WHAT WE CALL LOVE

Love is one of the most confusing and controversial subjects. Love is what we do, want, hate, draw, write, talk or sing about. However, we are not always sure about its true meaning. You can be skeptical about it like Samantha Jones or Frédéric Beigbeder or stay more optimistic. Whatever your opinion you have about love, it is always good to ponder over the matter. In art love takes multiple forms and appears as romantic, repulsive, exciting, calming and aggressive, can be liquid, solid, no matter what it is made of, we call it love.

IMMA in Dublin has recently surprised me with an interesting combination of artworks in its temporary exhibition WHAT WE CALL LOVE. Amoung the pieces on the display were ones by Picasso, Dali, Louise Bourgeois and Damien Hirst. So these are my highlights from the collection:

Louise Bourgeois. The Couple

The Couple is penetrated by so typical for Bourgeois emotionally disturbing sexual coloring which comes out through fluid form and polished surface of the art piece. I have first seen Bourgeois`s works in Picasso`s museum in Malaga and it took me some time to emotionally digest the whole sensuality of the exhibition. Her works go back to the roots: her family, sexual treason of her father, matters of protection, deep attachment, attraction and desire. Her art is repulsive and mesmerizing at the same time, which is why I love it. The Couple is a connection of bodies that reflect each other: the form of both of the objects stuck together is the same, and their shiny silver surface mirrors one another. In love we see the reflection of our partner and although we are different, we become the same.

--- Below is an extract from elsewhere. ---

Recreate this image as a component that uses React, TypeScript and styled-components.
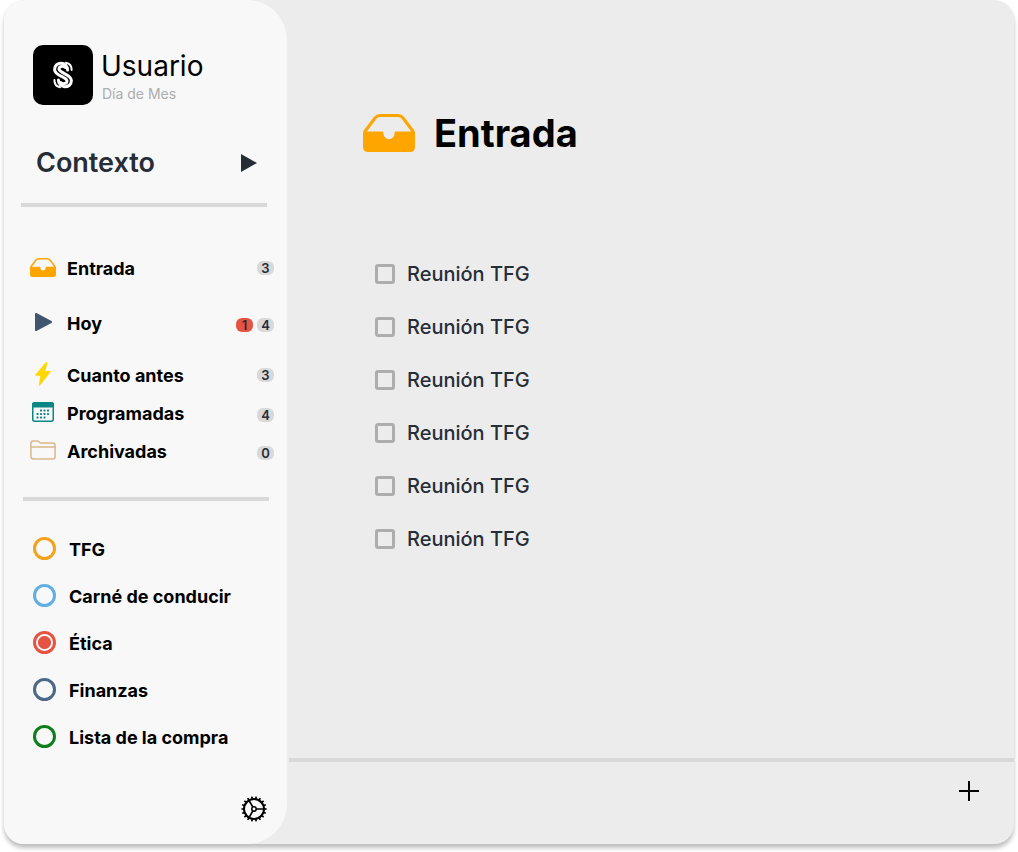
import React from 'react';
import styled, { createGlobalStyle } from 'styled-components';

const GlobalStyle = createGlobalStyle`
  *, *::before, *::after { box-sizing: border-box; }
  body {
    margin: 0;
    background: #fff;
    color: #000;
    font-family: Inter, "Liberation Sans", sans-serif;
  }
  svg { display: block; }
`;

const Window = styled.div`
  display: flex;
  min-height: calc(100vh - 8px);
  margin: 0 4px 8px;
  border-radius: 20px;
  background: #ececec;
  box-shadow: 0 4px 4px rgba(0, 0, 0, 0.25);
  overflow: hidden;
`;

const Sidebar = styled.aside`
  flex: 0 0 283px;
  display: flex;
  flex-direction: column;
  padding: 45px 13px 22px 17px;
  border-radius: 0 40px 40px 0;
  background: #f8f8f8;
`;

const Profile = styled.header`
  display: flex;
  gap: 8px;
  padding-left: 12px;
`;

const Avatar = styled.div`
  display: grid;
  place-items: center;
  width: 60px;
  height: 60px;
  border-radius: 10px;
  background: #000;
`;

const UserName = styled.p`
  margin: 3px 0 0;
  font-size: 28px;
  line-height: 36px;
`;

const UserDate = styled.p`
  margin: 1px 0 0;
  padding-left: 1px;
  font-size: 14px;
  line-height: 18px;
  color: #adadad;
`;

const PlainButton = styled.button`
  padding: 0;
  border: 0;
  background: none;
  color: #000;
  font-family: inherit;
  cursor: pointer;
`;

const ContextButton = styled(PlainButton)`
  display: flex;
  align-items: center;
  justify-content: space-between;
  margin-top: 40px;
  padding: 0 17px 0 15px;
  color: #272d37;
  font-size: 27px;
  font-weight: 600;
  line-height: 36px;
`;

const Divider = styled.hr<{ $shift?: boolean }>`
  width: 246px;
  height: 4px;
  margin: ${({ $shift }) => ($shift ? '30px 0 0 2px' : '22px 0 0')};
  border: 0;
  background: #d9d9d9;
`;

const Nav = styled.nav`
  display: flex;
  flex-direction: column;
  margin-top: 42px;
`;

const NavLink = styled.a<{ $height: number }>`
  display: flex;
  align-items: center;
  height: ${({ $height }) => $height}px;
  padding-left: 9px;
  color: #000;
  text-decoration: none;
  font-size: 18px;
  font-weight: 700;
`;

const NavIcon = styled.span`
  display: flex;
  justify-content: center;
  width: 26px;
  margin-right: 11px;
  padding-bottom: 2px;
`;

const Badges = styled.span<{ $drop: number }>`
  display: flex;
  gap: 4px;
  margin-left: auto;
  padding-top: ${({ $drop }) => $drop}px;
`;

const Badge = styled.span<{ $alert?: boolean }>`
  width: 17px;
  height: 14px;
  border-radius: 6px;
  background: ${({ $alert }) => ($alert ? '#e55342' : '#d9d9d9')};
  color: #272d37;
  font-size: 13px;
  font-weight: 600;
  line-height: 14px;
  text-align: center;
`;

const Projects = styled.fieldset`
  margin: 24px 0 0;
  padding: 0 0 0 12px;
  border: 0;
`;

const Project = styled.label`
  display: flex;
  align-items: center;
  gap: 13px;
  height: 47px;
  font-size: 18px;
  font-weight: 700;
  cursor: pointer;
`;

const ProjectName = styled.span`
  padding-top: 2px;
`;

const Radio = styled.input<{ $color: string }>`
  appearance: none;
  width: 23px;
  height: 23px;
  margin: 0;
  border: 3px solid ${({ $color }) => $color};
  border-radius: 50%;
  &:checked {
    background: radial-gradient(circle, ${({ $color }) => $color} 6px, transparent 7px);
  }
`;

const SettingsButton = styled(PlainButton)`
  align-self: flex-end;
  margin: auto 7px 0 0;
`;

const Main = styled.main`
  flex: 1;
  display: flex;
  flex-direction: column;
  padding-left: 2px;
`;

const Content = styled.section`
  flex: 1;
  padding: 108px 40px 40px 74px;
`;

const Title = styled.h1`
  display: flex;
  align-items: center;
  gap: 19px;
  margin: 0;
  font-size: 38px;
  font-weight: 700;
  line-height: 50px;
`;

const Tasks = styled.ul`
  margin: 89px 0 0;
  padding: 0 0 0 12px;
  list-style: none;
`;

const Task = styled.label`
  display: flex;
  align-items: center;
  gap: 12px;
  height: 53px;
  color: #272d37;
  font-size: 20px;
  font-weight: 500;
`;

const CheckBox = styled.input`
  appearance: none;
  width: 20px;
  height: 20px;
  margin: 0;
  border: 3px solid #adadad;
  border-radius: 3px;
  &:checked { background: #adadad; }
`;

const Footer = styled.footer`
  display: flex;
  justify-content: flex-end;
  height: 86px;
  padding: 19px 35px 0 0;
  border-top: 4px solid #d9d9d9;
`;

const AddButton = styled(PlainButton)`
  align-self: flex-start;
`;

const Logo = () => (
  <svg width="20" height="28" viewBox="0 0 20 28" fill="none" stroke="#fff" strokeWidth="3" strokeLinecap="round">
    <path d="M14.600 9C14.600 .2 1.600 0 1.600 8.500C1.600 15 13.500 15.500 14 20C14 22.800 10 23.600 7.500 21.500" />
    <path d="M5.400 19C5.400 27.800 18.400 28 18.400 19.500C18.400 13 6.500 12.500 6 8C6 5.200 10 4.400 12.500 6.500" />
    <path d="M13 1.800C16.500 2.400 18.600 5 18.600 9" strokeWidth="2" />
    <path d="M7 26.200C3.500 25.600 1.400 23 1.400 19" strokeWidth="2" />
  </svg>
);

const InboxIcon = ({ width }: { width: number }) => (
  <svg width={width} height={(width * 38) / 52} viewBox="0 0 52 38">
    <path
      d="M1.500 18L12 4Q14 1.500 17 1.500H35Q38 1.500 40 4L50.500 18"
      fill="none"
      stroke="#ffa500"
      strokeWidth="3"
    />
    <path
      d="M0 17.500H19.500Q20.500 17.500 20.500 19C20.500 27 31.500 27 31.500 19Q31.500 17.500 32.500 17.500H52V33Q52 38 47 38H5Q0 38 0 33Z"
      fill="#ffa500"
    />
  </svg>
);

const PlayIcon = () => (
  <svg width="18" height="20" viewBox="0 0 18 20">
    <path d="M2 2L17 10L2 18Z" fill="#40566f" stroke="#40566f" strokeWidth="2" strokeLinejoin="round" />
  </svg>
);

const BoltIcon = () => (
  <svg width="16" height="24" viewBox="0 0 16 24">
    <path d="M11 .6L.6 13.200H6L4.400 23.400L15.400 9.600H9.600L12 .8Z" fill="#ffd600" stroke="#ffd600" strokeLinejoin="round" />
  </svg>
);

const CalendarIcon = () => (
  <svg width="22" height="20" viewBox="0 0 22 20" fill="#0c8585">
    <rect x=".75" y=".75" width="20.500" height="18.500" rx="2" fill="none" stroke="#0c8585" strokeWidth="1.500" />
    <path d="M0 5.500V3Q0 0 3 0H19Q22 0 22 3V5.500Z" />
    {[7.5, 11, 14.5].map((y, row) =>
      [4.5, 8, 11.5, 15].map((x, col) =>
        (row === 0 && col === 0) || (row === 2 && col === 3) ? null : (
          <rect key={`${x}-${y}`} x={x} y={y} width="2" height="2" rx=".4" />
        ),
      ),
    )}
  </svg>
);

const FolderIcon = () => (
  <svg width="26" height="20" viewBox="0 0 26 20" fill="none" stroke="#d9b88d" strokeWidth="1.500">
    <path d="M.9 16V3.500Q.9 1 3.400 1H7Q8.300 1 9 1.800L9.800 2.600Q10.300 3 11.500 3H22.500Q25.100 3 25.100 5.500V16.500Q25.100 19 22.500 19H3.400Q.9 19 .9 16Z" />
    <path d="M1 7H25" />
  </svg>
);

const GearIcon = () => (
  <svg width="26" height="26" viewBox="0 0 26 26" fill="none" stroke="#000">
    <circle cx="13" cy="13" r="10" strokeWidth="2" />
    <circle cx="13" cy="13" r="2.200" strokeWidth="1.500" />
    <path d="M15.200 13H23M11.900 11.100L8 4.400M11.900 14.900L8 21.600" strokeWidth="1.700" />
    {Array.from({ length: 18 }, (_, i) => (
      <path key={i} d="M13 2.800V.4" strokeWidth="1.700" transform={`rotate(${i * 20 + 10} 13 13)`} />
    ))}
  </svg>
);

const navItems = [
  { label: 'Entrada', icon: <InboxIcon width={26} />, count: 3, height: 38, drop: 0 },
  { label: 'Hoy', icon: <PlayIcon />, alert: 1, count: 4, height: 72, drop: 4 },
  { label: 'Cuanto antes', icon: <BoltIcon />, count: 3, height: 32, drop: 0 },
  { label: 'Programadas', icon: <CalendarIcon />, count: 4, height: 44, drop: 4 },
  { label: 'Archivadas', icon: <FolderIcon />, count: 0, height: 32, drop: 4 },
];

const projects = [
  { label: 'TFG', color: '#f0a31b' },
  { label: 'Carné de conducir', color: '#60aee4' },
  { label: 'Ética', color: '#e55342' },
  { label: 'Finanzas', color: '#4c6787' },
  { label: 'Lista de la compra', color: '#0c7f1c' },
];

const tasks = Array.from({ length: 6 }, () => 'Reunión TFG');

export default function App() {
  return (
    <>
      <GlobalStyle />
      <Window>
        <Sidebar>
          <Profile>
            <Avatar><Logo /></Avatar>
            <div>
              <UserName>Usuario</UserName>
              <UserDate>Día de Mes</UserDate>
            </div>
          </Profile>
          <ContextButton type="button">
            Contexto
            <svg width="16" height="18" viewBox="0 0 16 18"><path d="M0 0L16 9L0 18Z" fill="#272d37" /></svg>
          </ContextButton>
          <Divider />
          <Nav>
            {navItems.map((item) => (
              <NavLink key={item.label} href="#" $height={item.height}>
                <NavIcon>{item.icon}</NavIcon>
                {item.label}
                <Badges $drop={item.drop}>
                  {item.alert && <Badge $alert>{item.alert}</Badge>}
                  <Badge>{item.count}</Badge>
                </Badges>
              </NavLink>
            ))}
          </Nav>
          <Divider $shift />
          <Projects aria-label="Proyectos">
            {projects.map((project) => (
              <Project key={project.label}>
                <Radio type="radio" name="project" $color={project.color} defaultChecked={project.label === 'Ética'} />
                <ProjectName>{project.label}</ProjectName>
              </Project>
            ))}
          </Projects>
          <SettingsButton type="button" aria-label="Ajustes"><GearIcon /></SettingsButton>
        </Sidebar>
        <Main>
          <Content>
            <Title><InboxIcon width={52} />Entrada</Title>
            <Tasks>
              {tasks.map((task, index) => (
                <li key={index}>
                  <Task><CheckBox type="checkbox" />{task}</Task>
                </li>
              ))}
            </Tasks>
          </Content>
          <Footer>
            <AddButton type="button" aria-label="Añadir">
              <svg width="20" height="20" viewBox="0 0 20 20" stroke="#000" strokeWidth="2">
                <path d="M10 0V20M0 10H20" />
              </svg>
            </AddButton>
          </Footer>
        </Main>
      </Window>
    </>
  );
}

Damien Hirst I`ll Love You Forever

As much as art aficionados argue over the works of Damien Hirst, I do believe that his works are very challenging in their nature: they provoke the audience and puzzle it with its meaning. It took me some time (and extra reading) to understand what the cage medical waste actually mean. What did Hirst mean to say? It is the dangerous incarceration that love imposes in some cases – fear to go and fear to stay, jealousy and control. Not the control of the body itself, rather than the control of the mind that spreads in your mind and fights with your free spirit. This work goes in line with Hirst`s scientific approach to art (as in A Thousand Years) and shares his personal story. Does intoxicating love leave place for romance? “Okay, my last relationship, it ended about six moths ago; it lasted about eighteen. I spent the whole time saying ‘I don’t believe in love’ and trying to find a way to believe in it […] I wanted realism; she wanted romance. I actually wanted romance within a kind of realism. I cried a bit, laughed a lot, sex was good. I like, no, still like, the way she smells; I like it a lot. I wanted statements like ‘I will love you forever until I don’t’ to replace ‘I will love you forever’ without losing anything” – Hirst.

Elmgreen and Dragset Performance

Speaking about confusing art – this one seems explicit while it`s not. Basically, the bed itself is just a part of the performance where two young men sit on the chairs, then undress and lie together on the bed, after some time repeat this ritual (in total the performance took 4 hours). The performance took place in September was recorded and is now displayed beside the artwork on a small TV screen. The straightforward meanings – unisexual love, intimacy and trust. After the first glance you ask questions – why is it performed for 4 hours, not 3 or 5? Why there are towels and metallic bowls and why the bed reminds more of a hospital ward, rather than an ordinary bed in an ordinary flat? Why has the artist chosen white color? In this piece, everything has its symbolism. Maybe white stands for purity and the exactly same items on both sides of the bed represent the duality of souls. It is hard to have a definitive answer, in all comes to interpretation.

Salvador Dali Their Heads Full of Clouds

     

The most evident explanation to this picture lies in interpreting it as the lovers who are unable to think straight and whose thoughts are blurred by the ubiquitous feeling of love. From one side, yes. We can say so. But if we take the pure form of love, the genuine feeling, isn`t liberating? Doesn`t it push us to great lengths when the sky is the only limit? The distinctive contrast between the deserted land and blue sky with light clouds for me was the separation between the reality and the world we see when we are in love. Remember this feeling when you are in love (if you were lucky/unlucky to be) and some of the problems seem so silly and insignificant? That is what I am talking about. The surreal love and infinite imagination of Salvador Dali are the best mix this exhibition could get.